Unknown to the Ferengi, Constable Odo stowed away aboard the shuttle with them to investigate the kemocite smuggling, and thus was also thrown back in time. Using his shapeshifting abilities, Odo is able to move about the base locating and repairing their spacecraft. Having disguised himself as a guard dog to gain entry to the room where the Ferengi are being held, he tells Quark that they must try to preserve the timeline and not alter Earth's history. Quark, Rom, and Nog are interrogated by an army officer convinced that they have hostile intentions, but escape from custody with the help of a nurse and her fiancé, a professor who was brought to the base to try to establish dialogue with the aliens.

By harnessing the energy of an atomic bomb test scheduled for that morning in Nevada, Rom is able to use the remaining kemocite to return them to their proper time. After dropping off Nog at Starfleet Academy, Quark has to sell the damaged spacecraft for salvage and he, Odo, and Rom return to Deep Space Nine. As the episode ends, Odo arrests Quark for smuggling contraband.

==Production==
Director James L. Conway compared the episode to a low-budget film he had made called Hangar 18, about the government cover-up of a UFO incident. Conway noted that Deep Space Nine did not often do comedy, and there was a tone meeting, where showrunner Ira Behr asked "Are you sure you can get the humor here?" Conway was confident that the episode would work out fine.

The producers requested a "Megan Gallagher type" for one of the roles in the episode. Upon hearing about this, Gallagher's agent contacted them and said that Gallagher might be able to do it herself. Following this she was offered the part in the episode. She had previously appeared in the second season episode "Invasive Procedures", and would later appear in the Star Trek: Voyager episode "Body and Soul".

Quark's spacecraft (named in this episode as Quark's Treasure) looks like the Ferengi pod, which was introduced in "The Price" on Star Trek: The Next Generation broadcast on November 13, 1989. The interior set was seen previously in "Prophet Motive" (S3E16), also a Ferengi-centric episode. Ferengi pod shuttlecraft designs appears in a number of customized versions throughout the rest of the series and it makes an appearance on Star Trek: Voyager also.

Charles Napier, who portrayed General Denning, previously appeared in the Star Trek: The Original Series episode "The Way to Eden". He had requested to play a military character after having portrayed a "space hippie" in his last appearance.

==Reception==
In 2012, Den of Geek ranked this the fifth best episode of Star Trek: Deep Space Nine.

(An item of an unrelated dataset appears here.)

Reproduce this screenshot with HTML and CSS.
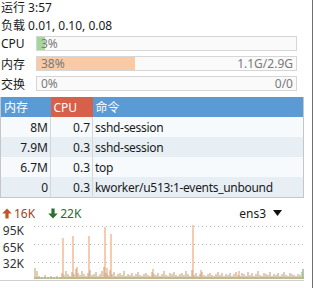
FILE: index.html
```html
<!DOCTYPE html>
<html lang="zh">
<head>
    <meta charset="utf-8">
    <link rel="stylesheet" href="styles.css">
</head>
<body>
    <div class="app">
        <div class="info">
            <div>运行 3:57</div>
            <div>负载 0.01, 0.10, 0.08</div>
        </div>

        <div class="meters">
            <div class="meter">
                <span class="meter-label">CPU</span>
                <div class="bar">
                    <div class="fill cpu" style="width: 3%"></div>
                    <span>3%</span>
                    <span></span>
                </div>
            </div>
            <div class="meter">
                <span class="meter-label">内存</span>
                <div class="bar">
                    <div class="fill mem" style="width: 38%"></div>
                    <span>38%</span>
                    <span>1.1G/2.9G</span>
                </div>
            </div>
            <div class="meter">
                <span class="meter-label">交换</span>
                <div class="bar">
                    <div class="fill" style="width: 0%"></div>
                    <span>0%</span>
                    <span>0/0</span>
                </div>
            </div>
        </div>

        <table class="procs">
            <colgroup>
                <col class="col-mem">
                <col class="col-cpu">
                <col>
            </colgroup>
            <thead>
                <tr>
                    <th>内存</th>
                    <th class="sorted">CPU</th>
                    <th>命令</th>
                </tr>
            </thead>
            <tbody>
                <tr><td class="num">8M</td><td class="num">0.7</td><td class="cmd">sshd-session</td></tr>
                <tr><td class="num">7.9M</td><td class="num">0.3</td><td class="cmd">sshd-session</td></tr>
                <tr><td class="num">6.7M</td><td class="num">0.3</td><td class="cmd">top</td></tr>
                <tr><td class="num">0</td><td class="num">0.3</td><td class="cmd">kworker/u513:1-events_unbound</td></tr>
            </tbody>
        </table>

        <div class="net">
            <svg class="arrow" width="10" height="11" viewBox="0 0 10 11"><path d="M5 0.5L9.8 5.5H6.6V10.5H3.4V5.5H0.2Z" fill="#c4532a"/></svg>
            <span class="up">16K</span>
            <svg class="arrow down-arrow" width="10" height="11" viewBox="0 0 10 11"><path d="M5 10.5L9.8 5.5H6.6V0.5H3.4V5.5H0.2Z" fill="#2f6f2f"/></svg>
            <span class="down">22K</span>
            <span class="iface">ens3</span>
            <svg class="caret" width="9" height="6" viewBox="0 0 9 6"><path d="M0 0H9L4.5 6Z" fill="#111"/></svg>
        </div>

        <div class="chart">
            <div class="axis">
                <span>95K</span>
                <span>65K</span>
                <span>32K</span>
            </div>
            <svg class="plot" width="270" height="58" viewBox="0 0 270 58">
                <g stroke="#b9b9b9" stroke-width="1" stroke-dasharray="1 3">
                    <path d="M0 4.5H270M0 22.5H270M0 40.5H270"/>
                </g>
                <rect x="0" y="55" width="270" height="2" fill="#bcd0b4"/>
                <path stroke="#f3b994" stroke-opacity="0.75" stroke-width="2" d="M29 57V16M39 57V14M55 57V14M71 57V5M77 57V12M159 57V3M43 57V45M73 57V46M119 57V47M167 57V48M205 57V49"/>
                <path stroke="#c4a678" stroke-opacity="0.85" stroke-width="1.3" d="M1 57v-11M3 57v-8M5 57v-3M8 57v-2M11 57v-4M14 57v-2M17 57v-3M20 57v-2M23 57v-3M26 57v-2M28 57v-6M30 57v-4M32 57v-8M34 57v-5M36 57v-3M38 57v-7M40 57v-5M42 57v-10M44 57v-6M46 57v-4M48 57v-8M50 57v-5M52 57v-3M54 57v-6M56 57v-9M58 57v-4M60 57v-5M62 57v-7M64 57v-3M66 57v-5M68 57v-8M70 57v-12M72 57v-6M74 57v-4M76 57v-9M78 57v-5M80 57v-7M82 57v-3M84 57v-5M86 57v-6M88 57v-4M90 57v-8M92 57v-3M94 57v-5M96 57v-4M98 57v-6M100 57v-3M102 57v-5M104 57v-7M106 57v-4M108 57v-3M110 57v-5M112 57v-6M114 57v-4M116 57v-3M118 57v-7M120 57v-5M122 57v-4M124 57v-6M126 57v-3M128 57v-5M130 57v-8M132 57v-4M134 57v-3M136 57v-6M138 57v-5M140 57v-7M142 57v-4M144 57v-3M146 57v-5M148 57v-6M150 57v-4M152 57v-8M154 57v-5M156 57v-3M158 57v-9M160 57v-4M162 57v-6M164 57v-3M166 57v-5M168 57v-7M170 57v-4M172 57v-3M174 57v-5M176 57v-6M178 57v-4M180 57v-3M182 57v-5M184 57v-7M186 57v-4M188 57v-6M190 57v-3M192 57v-5M194 57v-4M196 57v-6M198 57v-3M200 57v-5M202 57v-7M204 57v-4M206 57v-3M208 57v-6M210 57v-5M212 57v-3M214 57v-7M216 57v-4M218 57v-6M220 57v-3M222 57v-5M224 57v-8M226 57v-4M228 57v-3M230 57v-6M232 57v-5M234 57v-4M236 57v-7M238 57v-3M240 57v-5M242 57v-4M244 57v-6M246 57v-3M248 57v-5M250 57v-7M252 57v-4M254 57v-3M256 57v-6M258 57v-5M260 57v-4M262 57v-3M264 57v-5M266 57v-4M268 57v-7"/>
                <path stroke="#8fbf8c" stroke-width="1.5" d="M269 57v-10"/>
            </svg>
        </div>
    </div>
</body>
</html>
```

FILE: styles.css
```css
body {
    margin: 0;
    font-family: "Noto Sans", "Noto Sans CJK SC", sans-serif;
    font-size: 12px;
    color: #1a1a1a;
    background-color: #fff;
}

.app {
    width: 312px;
    height: 288px;
    border-right: 1px solid #707070;
}

.info {
    padding-left: 1px;
    line-height: 16px;
}

.info div + div {
    margin-top: 2px;
}

.meters {
    display: flex;
    flex-direction: column;
    gap: 5px;
    margin-top: 2px;
}

.meter {
    display: flex;
    align-items: center;
    height: 15px;
}

.meter-label {
    width: 36px;
    padding-left: 1px;
    box-sizing: border-box;
}

.bar {
    position: relative;
    display: flex;
    justify-content: space-between;
    align-items: center;
    width: 261px;
    height: 15px;
    box-sizing: border-box;
    padding: 0 3px 0 4px;
    border: 1px solid #d6d6d6;
    background-color: #fafafa;
    color: #7a7a7a;
    line-height: 13px;
}

.bar span {
    position: relative;
}

.fill {
    position: absolute;
    left: 0;
    top: 0;
    bottom: 0;
}

.fill.cpu {
    background-color: #a7d59e;
}

.fill.mem {
    background-color: #f8cba6;
}

.procs {
    width: 304px;
    margin-top: 6px;
    border-collapse: collapse;
    table-layout: fixed;
    border: 1px solid #c6c6c6;
    border-top: none;
}

.col-mem {
    width: 50px;
}

.col-cpu {
    width: 42px;
}

.procs th,
.procs td {
    height: 20px;
    padding: 0 2px 0 3px;
    white-space: nowrap;
    overflow: hidden;
}

.procs th {
    text-align: left;
    font-weight: normal;
    color: #fff;
    background-color: #5b9bd5;
}

.procs th.sorted {
    background-color: #d7604b;
}

.procs td.num {
    text-align: right;
    border-right: 1px solid #d6d6d6;
}

.procs td.cmd {
    padding-left: 2px;
    letter-spacing: -0.3px;
}

.procs tbody tr:nth-child(odd) td {
    background-color: #f6fafd;
}

.procs tbody tr:nth-child(even) td {
    background-color: #e7eff5;
}

.net {
    display: flex;
    align-items: center;
    height: 16px;
    margin-top: 7px;
    padding-left: 2px;
}

.arrow {
    margin-right: 2px;
}

.up {
    color: #9b4326;
}

.down-arrow {
    margin-left: 13px;
}

.down {
    color: #2d6a2f;
}

.iface {
    margin-left: auto;
    margin-right: 7px;
}

.caret {
    margin-right: 30px;
}

.chart {
    display: flex;
    width: 304px;
    height: 58px;
    margin-top: 1px;
    border-bottom: 1px solid #cfcfcf;
}

.axis {
    display: flex;
    flex-direction: column;
    width: 34px;
    box-sizing: border-box;
    padding: 1px 10px 0 0;
    text-align: right;
    line-height: 16.5px;
    color: #333;
}

.plot {
    display: block;
}
```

"Little Green Men" was rated as having the second top moment of all Star Trek by Geek.com in 2015.

In 2014, io9 ranked "Little Green Men" as the 85th best episode of Star Trek in their list of the top 100 Star Trek episodes.

SyFy ranked "Little Green Men" as the tenth best time travel plot in Star Trek in 2016.

In 2016, Empire ranked this the 35th best out of the top 50 episodes of the 700 plus Star Trek television episodes.

In 2016, The Hollywood Reporter ranked this episode the 18th best of Star Trek: Deep Space Nine.

In 2019, CBR rated "Little Green Men" the eleventh funniest Star Trek episode.

In 2019, Nerdist ranked this episode the seventh best time-travel episode of the Star Trek franchise.

In 2020, io9 listed this as one of the "must-watch" episodes of the series.

U.K. science fiction magazine and website SciFiNow ranked this one of the top ten episodes of Star Trek: Deep Space Nine, remarking that, although episodes about the Ferengi are "divisive", this one "is a joy.".